Mobile apps frequently introduce weaknesses not present in the underlying IoT infrastructure.

 

 

IoT Attack Surfaces and Techniques

The following describes common IoT attack categories. These are high-level conceptual explanations designed to teach architecture and risk awareness, not actionable exploitation steps.

 

  • Attacks on IoT Devices

Firmware Manipulation

Firmware lacking authenticity verification may accept unauthorized modifications, which can lead to:

  • Device malfunction
  • Persistent unauthorized control
  • Data tampering

 

Insecure Storage of Secrets

Poor key management (violating NIST SP 800-63 principles) leads to exposure of:

  • Encryption keys
  • API tokens
  • Wi-Fi credentials

 

Hardware Tampering

Attackers with physical access may interact with:

  • Debug interfaces (UART/JTAG)
  • Bootloaders
  • Flash memory chips

These weaknesses highlight the need for secure boot and hardware-based protections.

 

 

  • Attacks on IoT Networks

Traffic Interception

Wireless traffic without encryption can leak:

  • Sensor data
  • Control commands
  • Device identifiers

 

Spoofing and Impersonation

Devices without mutual authentication can be tricked into communicating with unauthorized nodes.

 

Unauthorized Command Injection

If command channels lack integrity protection, attackers may inject unauthorized actions.

 

 

  • Attacks on Edge and Gateways

API Misuse

Edge devices often expose REST APIs or MQTT brokers.

Common issues:

  • Lack of authentication
  • Insecure CORS configurations
  • Missing certificate validation

 

Privilege Escalation

Misconfigured Linux services or containers can expose elevated access paths.

 

  • Attacks on Cloud Platforms

Weak IAM Policies

Overly permissive roles allow attackers to gain administrative access.

 

Insecure Storage

Misconfigured cloud storage can expose:

  • Device logs
  • Keys
  • Firmware versions

 

Unsafe Device Provisioning

If onboarding workflows are not protected, attackers may impersonate new devices.

 

  • Attacks on IoT Applications

API Abuse

Mobile applications often hardcode secrets or rely on insecure endpoints.

 

Session Hijacking

Weak token protection can allow unauthorized access.

 

Injection Vulnerabilities

Classic web vulnerabilities, SQL injection, XSS, CSRF, still occur in IoT dashboards.

 

4. Cross-Layer Attack Strategies

IoT attacks frequently exploit interconnections between layers. Examples include:

 

  • Device-to-Cloud Lateral Movement

A compromised device may be used to send malicious commands to the cloud.

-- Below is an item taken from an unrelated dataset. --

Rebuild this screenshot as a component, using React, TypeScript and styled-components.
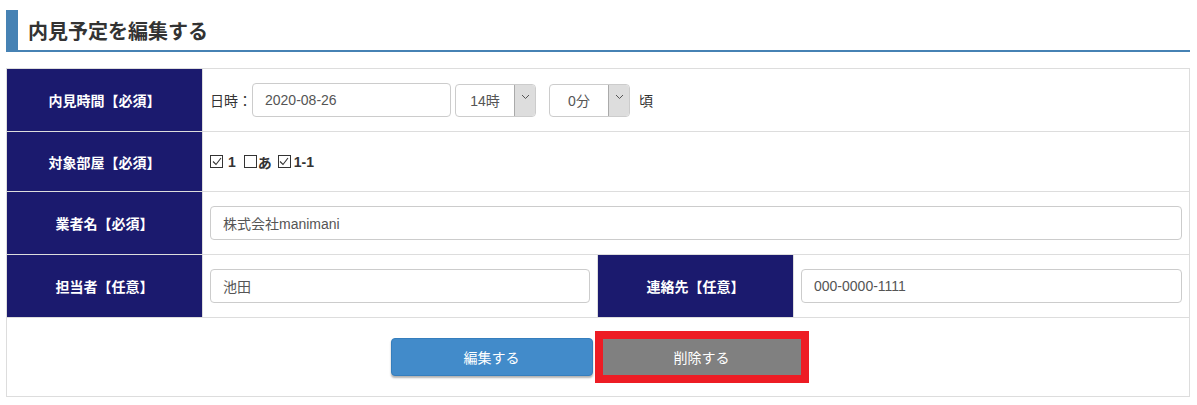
import React from "react";
import styled, { createGlobalStyle } from "styled-components";

const Global = createGlobalStyle`
  html, body { margin: 0; padding: 0; background: #fff; }
  body { font-family: "Liberation Sans", "Noto Sans CJK JP", sans-serif; color: #333; }
  * { box-sizing: border-box; }
`;

const Page = styled.div`
  padding: 10px 7px 0 6px;
  width: 1197px;
`;

const Heading = styled.h2`
  margin: 0;
  height: 42px;
  display: flex;
  align-items: center;
  border-left: 12px solid #4682b4;
  border-bottom: 2px solid #4682b4;
  padding-left: 10px;
  font-family: "Noto Sans CJK JP", sans-serif;
  font-size: 20px;
  font-weight: bold;
  color: #333;
`;

const Table = styled.table`
  margin-top: 16px;
  width: 1184px;
  border-collapse: collapse;
  table-layout: fixed;
  border: 1px solid #ddd;
`;

const Row = styled.tr<{ $h: number }>`
  height: ${(p) => p.$h}px;
`;

const Label = styled.th`
  width: 196px;
  background: #1b1a6e;
  color: #fff;
  font-size: 14px;
  font-weight: bold;
  text-align: center;
  border: 1px solid #ddd;
  padding: 0;
`;

const Cell = styled.td`
  border: 1px solid #ddd;
  padding: 0 7px;
  font-size: 14px;
  vertical-align: middle;
`;

const Inline = styled.div`
  display: flex;
  align-items: center;
`;

const Prefix = styled.span`
  width: 42px;
  flex: none;
`;

const Input = styled.div<{ $w?: number }>`
  height: 34px;
  width: ${(p) => (p.$w ? `${p.$w}px` : "100%")};
  border: 1px solid #ccc;
  border-radius: 4px;
  display: flex;
  align-items: center;
  padding-left: 12px;
  font-size: 14px;
  color: #555;
  background: #fff;
`;

const Select = styled.div<{ $ml: number }>`
  margin-left: ${(p) => p.$ml}px;
  width: 81px;
  height: 33px;
  border: 1px solid #ccc;
  border-radius: 4px;
  display: flex;
  overflow: hidden;
  font-size: 14px;
  color: #555;
`;

const SelectText = styled.div`
  flex: 1;
  display: flex;
  align-items: center;
  justify-content: center;
`;

const Arrow = styled.div`
  width: 21px;
  background: #ddd;
  border-left: 1px solid #aaa;
  display: flex;
  align-items: center;
  justify-content: center;
  padding-bottom: 6px;
`;

const Suffix = styled.span`
  margin-left: 9px;
`;

const Checks = styled.div`
  display: flex;
  align-items: center;
  font-size: 14px;
  font-weight: bold;
  color: #333;
`;

const Box = styled.span<{ $ml: number }>`
  margin-left: ${(p) => p.$ml}px;
  width: 13px;
  height: 13px;
  border: 1px solid #333;
  display: inline-flex;
  align-items: center;
  justify-content: center;
  background: #fff;
`;

const CheckText = styled.span<{ $ml: number }>`
  margin-left: ${(p) => p.$ml}px;
`;

const ButtonRow = styled.div`
  display: flex;
  justify-content: center;
  align-items: center;
  padding-left: 3px;
`;

const EditButton = styled.div`
  width: 202px;
  height: 38px;
  background: #428bca;
  border: 1px solid #357ebd;
  border-radius: 4px;
  box-shadow: 0 2px 2px rgba(0, 0, 0, 0.3);
  color: #fff;
  font-size: 14px;
  display: flex;
  align-items: center;
  justify-content: center;
`;

const Highlight = styled.div`
  margin-left: 2px;
  border: 8px solid #ed1c24;
  width: 214px;
  height: 52px;
`;

const DeleteButton = styled.div`
  width: 100%;
  height: 100%;
  background: #808080;
  color: #fff;
  font-size: 14px;
  display: flex;
  align-items: center;
  justify-content: center;
`;

const Check = () => (
  <svg width="10" height="9" viewBox="0 0 10 9">
    <path d="M1 4.5 L4 7.5 L9 1" fill="none" stroke="#333" strokeWidth="1.1" />
  </svg>
);

const Chevron = () => (
  <svg width="9" height="6" viewBox="0 0 9 6">
    <path d="M1 1 L4.5 4.5 L8 1" fill="none" stroke="#555" strokeWidth="1" />
  </svg>
);

export default function App() {
  return (
    <>
      <Global />
      <Page>
        <Heading>内見予定を編集する</Heading>
        <Table>
          <colgroup>
            <col style={{ width: 196 }} />
            <col style={{ width: 395 }} />
            <col style={{ width: 196 }} />
            <col style={{ width: 396 }} />
          </colgroup>
          <tbody>
            <Row $h={63}>
              <Label>内見時間【必須】</Label>
              <Cell colSpan={3}>
                <Inline>
                  <Prefix>日時：</Prefix>
                  <Input $w={199}>2020-08-26</Input>
                  <Select $ml={4}>
                    <SelectText>14時</SelectText>
                    <Arrow>
                      <Chevron />
                    </Arrow>
                  </Select>
                  <Select $ml={13}>
                    <SelectText>0分</SelectText>
                    <Arrow>
                      <Chevron />
                    </Arrow>
                  </Select>
                  <Suffix>頃</Suffix>
                </Inline>
              </Cell>
            </Row>
            <Row $h={60}>
              <Label>対象部屋【必須】</Label>
              <Cell colSpan={3}>
                <Checks>
                  <Box $ml={0}>
                    <Check />
                  </Box>
                  <CheckText $ml={5}>1</CheckText>
                  <Box $ml={8} />
                  <CheckText $ml={1}>あ</CheckText>
                  <Box $ml={6}>
                    <Check />
                  </Box>
                  <CheckText $ml={3}>1-1</CheckText>
                </Checks>
              </Cell>
            </Row>
            <Row $h={63}>
              <Label>業者名【必須】</Label>
              <Cell colSpan={3}>
                <Input>株式会社manimani</Input>
              </Cell>
            </Row>
            <Row $h={63}>
              <Label>担当者【任意】</Label>
              <Cell>
                <Input>池田</Input>
              </Cell>
              <Label>連絡先【任意】</Label>
              <Cell>
                <Input>000-0000-1111</Input>
              </Cell>
            </Row>
            <Row $h={79}>
              <Cell colSpan={4}>
                <ButtonRow>
                  <EditButton>編集する</EditButton>
                  <Highlight>
                    <DeleteButton>削除する</DeleteButton>
                  </Highlight>
                </ButtonRow>
              </Cell>
            </Row>
          </tbody>
        </Table>
      </Page>
    </>
  );
}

  • Cloud-to-Device Manipulation

If the cloud is compromised, adversaries may control large fleets simultaneously.

  • Mobile App-to-Device Command Manipulation

Insecure APIs exposed by the device may accept unauthorized remote control.

 

These pathways reflect the importance of end-to-end architecture review rather than focusing on isolated components.

 

Security Controls and Best Practices

The following controls align with global best practices (NIST, ISO/IEC, CSA IoT).

 

Device Layer Security

  • Implement secure boot and firmware signing
  • Use hardware-backed keystores
  • Disable unnecessary physical interfaces
  • Enforce least-privilege access for device processes

 

Network Layer Security

  • Use strong wireless encryption (WPA3, TLS, DTLS)
  • Deploy certificate-based mutual authentication
  • Segment IoT networks from corporate and guest networks
  • Regularly audit wireless environments following NIST SP 800-153

 

Edge Layer Security

  • Harden operating systems (disable unused services, apply patches)
  • Protect APIs with OAuth2, JWT, or MTLS
  • Implement local intrusion detection or anomaly monitoring

 

Cloud Layer Security

  • Apply strict IAM policies
  • Secure storage with encryption and access logging
  • Use device identity frameworks compliant with NIST SP 800-63
  • Enforce certificate rotation and strong provisioning workflows

 

Application Layer Security

  • Follow secure mobile dev practices per MASTG
  • Protect API keys and tokens
  • Enforce input validation and secure session management
  • Conduct regular penetration tests and code reviews

 

Future Challenges in IoT Security

IoT is evolving rapidly, and several challenges will define future ecosystems:

  • Quantum computing implications for lightweight cryptography
  • Autonomous systems security (robots, drones, vehicles)
  • Massive-scale botnet prevention
  • Software Bill of Materials (SBOM) enforcement
  • Standardized device attestation and secure provisioning
  • 5G-integrated IoT and edge computing expansion

Security professionals must continuously adapt to new standards and threat models.

 

IoT ecosystems represent a dynamic and highly interconnected domain in cybersecurity. Their layered architecture introduces a wide range of attack surfaces that span hardware, wireless communication, software, cloud infrastructure, and user applications. Security requires a holistic mindset, balancing cryptographic strength, architectural design, identity management (NIST SP 800-63), and wireless security (NIST SP 800-153).

 

For students and aspiring professionals, mastering IoT architecture and attack techniques is foundational for working in modern cybersecurity environments. From industrial IoT to smart homes, healthcare devices, and large-scale automation, understanding how these systems operate is essential for designing resilient and secure solutions.